Last week I was directing my 11 and 12 year old actors at Prague Youth Theatre to act like animals. The scene in question requires all of the actors to be ridiculous. The whole point is that they are completely over the top but my students were all holding back. They’re just at that age when they’re starting to be concerned about looking stupid. After shouting, ‘MORE MORE MORE’ about ten times I finally got on the stage and did it myself.
With as much energy as I could muster in hour four of my Saturday morning rehearsals, I jumped around like a monkey, really getting into my students’ faces screaming ‘Oooh ooh ahh ahh ahh’ in my best high pitched monkey voice… Needless to say they found it hilarious.
After a minute of laughter and ridicule we started the scene again. This time they all performed on my level, really laughing at themselves. I tell my students often when directing comedy, if they aren’t having fun, they can’t expect the audience to be. Well they were certainly having fun!

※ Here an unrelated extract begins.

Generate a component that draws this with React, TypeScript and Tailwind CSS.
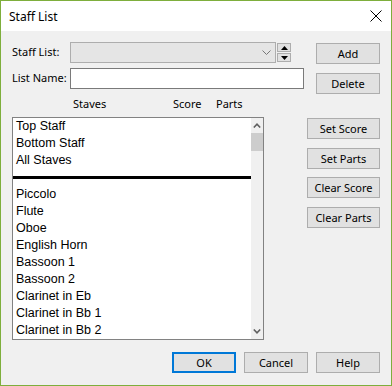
import React from "react";

const ui = { fontFamily: '"Noto Sans", "Liberation Sans", sans-serif' };
const listFont = { fontFamily: '"Liberation Sans", Arial, sans-serif' };

function Btn({ label, w = 64, className = "" }: { label: string; w?: number; className?: string }) {
  return (
    <div
      className={`h-[21px] bg-[#e1e1e1] border border-[#adadad] flex items-center justify-center text-[11px] text-black leading-none ${className}`}
      style={{ width: w }}
    >
      {label}
    </div>
  );
}

const top = ["Top Staff", "Bottom Staff", "All Staves"];
const items = [
  "Piccolo",
  "Flute",
  "Oboe",
  "English Horn",
  "Bassoon 1",
  "Bassoon 2",
  "Clarinet in Eb",
  "Clarinet in Bb 1",
  "Clarinet in Bb 2",
];

export default function App() {
  return (
    <div className="w-[392px] h-[386px] border border-[#7eae3c] flex flex-col bg-[#f0f0f0] text-black" style={ui}>
      {/* Title bar */}
      <div className="h-[30px] bg-white flex items-center justify-between shrink-0">
        <span className="ml-[8px] text-[12px] leading-none pt-[1px]">Staff List</span>
        <svg width="12" height="12" viewBox="0 0 12 12" className="mr-[9px]">
          <path d="M0.5 0.5 L11.5 11.5 M11.5 0.5 L0.5 11.5" stroke="#000" strokeWidth="1" />
        </svg>
      </div>

      {/* Body */}
      <div className="flex-1 flex flex-col pl-[11px] pr-[11px]">
        {/* Row 1 */}
        <div className="flex items-start mt-[11px]">
          <div className="w-[58px] h-[21px] flex items-center text-[11px]">Staff List:</div>
          <div className="w-[206px] h-[21px] bg-[#e5e5e5] border border-[#adadad] flex items-center justify-end pr-[4px]">
            <svg width="9" height="6" viewBox="0 0 9 6">
              <path d="M0.5 0.5 L4.5 4.5 L8.5 0.5" stroke="#777" strokeWidth="1" fill="none" />
            </svg>
          </div>
          <div className="ml-[1px] mt-[1px] flex flex-col gap-[1px]">
            <div className="w-[14px] h-[9px] bg-[#e1e1e1] border border-[#adadad] flex items-center justify-center">
              <svg width="7" height="4" viewBox="0 0 7 4"><path d="M0 4 L3.5 0 L7 4 Z" fill="#000" /></svg>
            </div>
            <div className="w-[14px] h-[9px] bg-[#e1e1e1] border border-[#adadad] flex items-center justify-center">
              <svg width="7" height="4" viewBox="0 0 7 4"><path d="M0 0 L3.5 4 L7 0 Z" fill="#000" /></svg>
            </div>
          </div>
          <Btn label="Add" className="ml-[25px] mt-[1px]" />
        </div>

        {/* Row 2 */}
        <div className="flex items-start mt-[4px]">
          <div className="w-[58px] h-[21px] flex items-center text-[11px]">List Name:</div>
          <div className="w-[234px] h-[21px] bg-white border border-[#7a7a7a]" />
          <Btn label="Delete" className="ml-[12px] mt-[5px]" />
        </div>

        {/* Header */}
        <div className="relative h-[14px] mt-[3px] text-[11px] leading-[14px]">
          <span className="absolute left-[61px] top-0">Staves</span>
          <span className="absolute left-[161px] top-0">Score</span>
          <span className="absolute left-[204px] top-0">Parts</span>
        </div>

        {/* Main */}
        <div className="flex items-start mt-[6px]">
          <div className="w-[252px] h-[223px] border border-[#828282] bg-white flex">
            <div className="flex-1 flex flex-col pl-[3px] text-[12.5px]" style={listFont}>
              {top.map((t) => (
                <div key={t} className="h-[17px] leading-[17px] whitespace-nowrap">{t}</div>
              ))}
              <div className="h-[17px] flex items-center -ml-[3px]">
                <div className="w-full h-[3px] bg-black" />
              </div>
              {items.map((t) => (
                <div key={t} className="h-[17px] leading-[17px] whitespace-nowrap">{t}</div>
              ))}
            </div>
            <div className="w-[12px] bg-[#f0f0f0] flex flex-col">
              <div className="h-[15px] flex items-center justify-center">
                <svg width="8" height="5" viewBox="0 0 8 5">
                  <path d="M0.8 4.5 L4 1.2 L7.2 4.5" stroke="#606060" strokeWidth="1.6" fill="none" />
                </svg>
              </div>
              <div className="h-[18px] bg-[#cdcdcd]" />
              <div className="flex-1" />
              <div className="h-[15px] flex items-center justify-center">
                <svg width="8" height="5" viewBox="0 0 8 5">
                  <path d="M0.8 0.5 L4 3.8 L7.2 0.5" stroke="#606060" strokeWidth="1.6" fill="none" />
                </svg>
              </div>
            </div>
          </div>
          <div className="ml-[43px] mt-[1px] flex flex-col">
            <Btn label="Set Score" w={73} />
            <Btn label="Set Parts" w={73} className="mt-[9px]" />
            <Btn label="Clear Score" w={73} className="mt-[8px]" />
            <Btn label="Clear Parts" w={73} className="mt-[9px]" />
          </div>
        </div>

        {/* Footer */}
        <div className="flex justify-end gap-[8px] mt-[12px]">
          <div className="w-[64px] h-[21px] bg-[#e1e1e1] border-2 border-[#0078d7] flex items-center justify-center text-[11px] leading-none">
            OK
          </div>
          <Btn label="Cancel" />
          <Btn label="Help" />
        </div>
      </div>
    </div>
  );
}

With the youngest of actors…
This is a lesson I had to learn quite quickly when I started working in youth theatre. I’m not always the bravest of actors and I definitely have a rather large fear of making a fool of myself. Pride comes before a fall as they say, and I would definitely say this is true in theatre. I’ve seen plenty of scenes tank because the actors weren’t brave enough to do what needed to be done.

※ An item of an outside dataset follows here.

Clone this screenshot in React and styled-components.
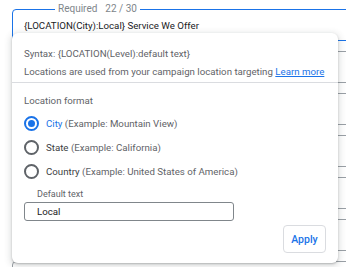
import React from 'react'
import styled, { createGlobalStyle } from 'styled-components'

const GlobalStyle = createGlobalStyle`
    html, body {
        margin: 0;
        padding: 0;
        background: #fff;
        overflow: hidden;
        font-family: Roboto, "Liberation Sans", Arial, sans-serif;
    }
`

const Page = styled.div`
    position: relative;
    width: 346px;
    height: 267px;
    overflow: hidden;
`

const FieldList = styled.div`
    display: flex;
    flex-direction: column;
    gap: 10px;
    padding: 3px 0 0 12px;
    width: 420px;
`

const ActiveField = styled.fieldset`
    margin: 0;
    padding: 4px 11px 8px;
    height: 38px;
    box-sizing: border-box;
    border: 1px solid #1a73e8;
    border-radius: 4px;
`

const Legend = styled.legend`
    margin-left: 31px;
    padding: 0 3px;
    font-size: 10px;
    color: #80868b;
    line-height: 12px;
`

const Count = styled.span`
    margin-left: 8px;
`

const FieldValue = styled.div`
    font-size: 9.7px;
    color: #202124;
    line-height: 14px;
`

const Field = styled.div`
    height: 32px;
    box-sizing: border-box;
    border: 1px solid #9aa0a6;
    border-radius: 4px;
`

const Popup = styled.div`
    position: absolute;
    top: 33px;
    left: 12px;
    width: 326px;
    height: 230px;
    box-sizing: border-box;
    background: #fff;
    border-radius: 6px;
    box-shadow: 0 1px 2px rgba(60, 64, 67, 0.3), 0 2px 6px 2px rgba(60, 64, 67, 0.15);
    display: flex;
    flex-direction: column;
    color: #5f6368;
`

const Intro = styled.div`
    padding: 14px 12px 4px;
    display: flex;
    flex-direction: column;
    gap: 5px;
    font-size: 9.7px;
    line-height: 13px;
    white-space: nowrap;
    border-bottom: 1px solid #dadce0;
`

const Link = styled.a`
    color: #1a73e8;
    text-decoration: underline;
`

const Body = styled.div`
    padding: 11px 12px 0;
    display: flex;
    flex-direction: column;
`

const SectionTitle = styled.div`
    font-size: 9.7px;
    line-height: 13px;
    margin-bottom: 9px;
`

const Options = styled.div`
    display: flex;
    flex-direction: column;
    gap: 9px;
`

const Option = styled.label`
    display: flex;
    align-items: center;
    gap: 7px;
    font-size: 9.7px;
    line-height: 15px;
    color: #5f6368;
`

const Radio = styled.span`
    width: 15px;
    height: 15px;
    box-sizing: border-box;
    border-radius: 50%;
    border: 2px solid ${p => (p.checked ? '#1a73e8' : '#5f6368')};
    display: flex;
    align-items: center;
    justify-content: center;

    &::after {
        content: '';
        width: 7px;
        height: 7px;
        border-radius: 50%;
        background: ${p => (p.checked ? '#1a73e8' : 'transparent')};
    }
`

const OptionName = styled.span`
    color: ${p => (p.active ? '#1a73e8' : '#3c4043')};
`

const Hint = styled.span`
    color: #5f6368;
`

const InputLabel = styled.div`
    font-size: 9px;
    line-height: 11px;
    color: #5f6368;
    margin: 10px 0 2px 13px;
`

const TextBox = styled.div`
    width: 210px;
    height: 19px;
    box-sizing: border-box;
    border: 1px solid #80868b;
    border-radius: 3px;
    padding-left: 12px;
    font-size: 9.7px;
    line-height: 17px;
    color: #202124;
`

const Footer = styled.div`
    display: flex;
    justify-content: flex-end;
    padding: 4px 12px 0;
`

const ApplyButton = styled.button`
    width: 43px;
    height: 28px;
    padding: 0;
    background: #fff;
    border: 1px solid #dadce0;
    border-radius: 4px;
    color: #1a73e8;
    font-family: Roboto, "Liberation Sans", Arial, sans-serif;
    font-size: 10.5px;
    font-weight: 500;
`

const options = [
    { name: 'City', hint: '(Example: Mountain View)', checked: true },
    { name: 'State', hint: '(Example: California)' },
    { name: 'Country', hint: '(Example: United States of America)' },
]

const App = () => {
    return (
        <Page>
            <GlobalStyle />
            <FieldList>
                <ActiveField>
                    <Legend>
                        Required<Count>22 / 30</Count>
                    </Legend>
                    <FieldValue>{'{LOCATION(City):Local} Service We Offer'}</FieldValue>
                </ActiveField>
                <Field />
                <Field />
                <Field />
                <Field />
                <Field />
                <Field />
            </FieldList>
            <Popup>
                <Intro>
                    <div>{'Syntax: {LOCATION(Level):default text}'}</div>
                    <div>
                        Locations are used from your campaign location targeting <Link>Learn more</Link>
                    </div>
                </Intro>
                <Body>
                    <SectionTitle>Location format</SectionTitle>
                    <Options>
                        {options.map(o => (
                            <Option key={o.name}>
                                <Radio checked={o.checked} />
                                <span>
                                    <OptionName active={o.checked}>{o.name}</OptionName> <Hint>{o.hint}</Hint>
                                </span>
                            </Option>
                        ))}
                    </Options>
                    <InputLabel>Default text</InputLabel>
                    <TextBox>Local</TextBox>
                </Body>
                <Footer>
                    <ApplyButton>Apply</ApplyButton>
                </Footer>
            </Popup>
        </Page>
    )
}

export default App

Working with particularly young students helped me get over my own pride. If you want a shy three-year-old to crawl around acting like a cat, you’d better be prepared to get on their level – both literally and figuratively. This can make you feel stupid enough in a room full of children, but that increases tenfold when you’ve got parents observing. I remember the first time my friends brought their child to try my class thinking, ‘You’ve discussed politics with me over a glass of wine and you’ve also seen me be a jellyfish.’
Up to adulthood…
While I’m always on the ground acting and playing with my youngest students, sometimes I have to remind myself to demonstrate to my older kids too. When they’re a bit more autonomous it can be easy to forget that they’re not adults. I often find myself giving directions in really complex theatrical terms or abstract emotional ideas. This is very rarely effective. Actually getting up and showing them what you mean can help them process the thought. Often they’ll take that idea and build on it, creating something better!
In acting training this idea can apply to 3-year-olds and 30-year-olds alike dependent on their experience and confidence level. As a teacher it’s your job to set the example, and getting rid of your own fear of humiliation will definitely make you a better actor, director and teacher while getting the most out of your students.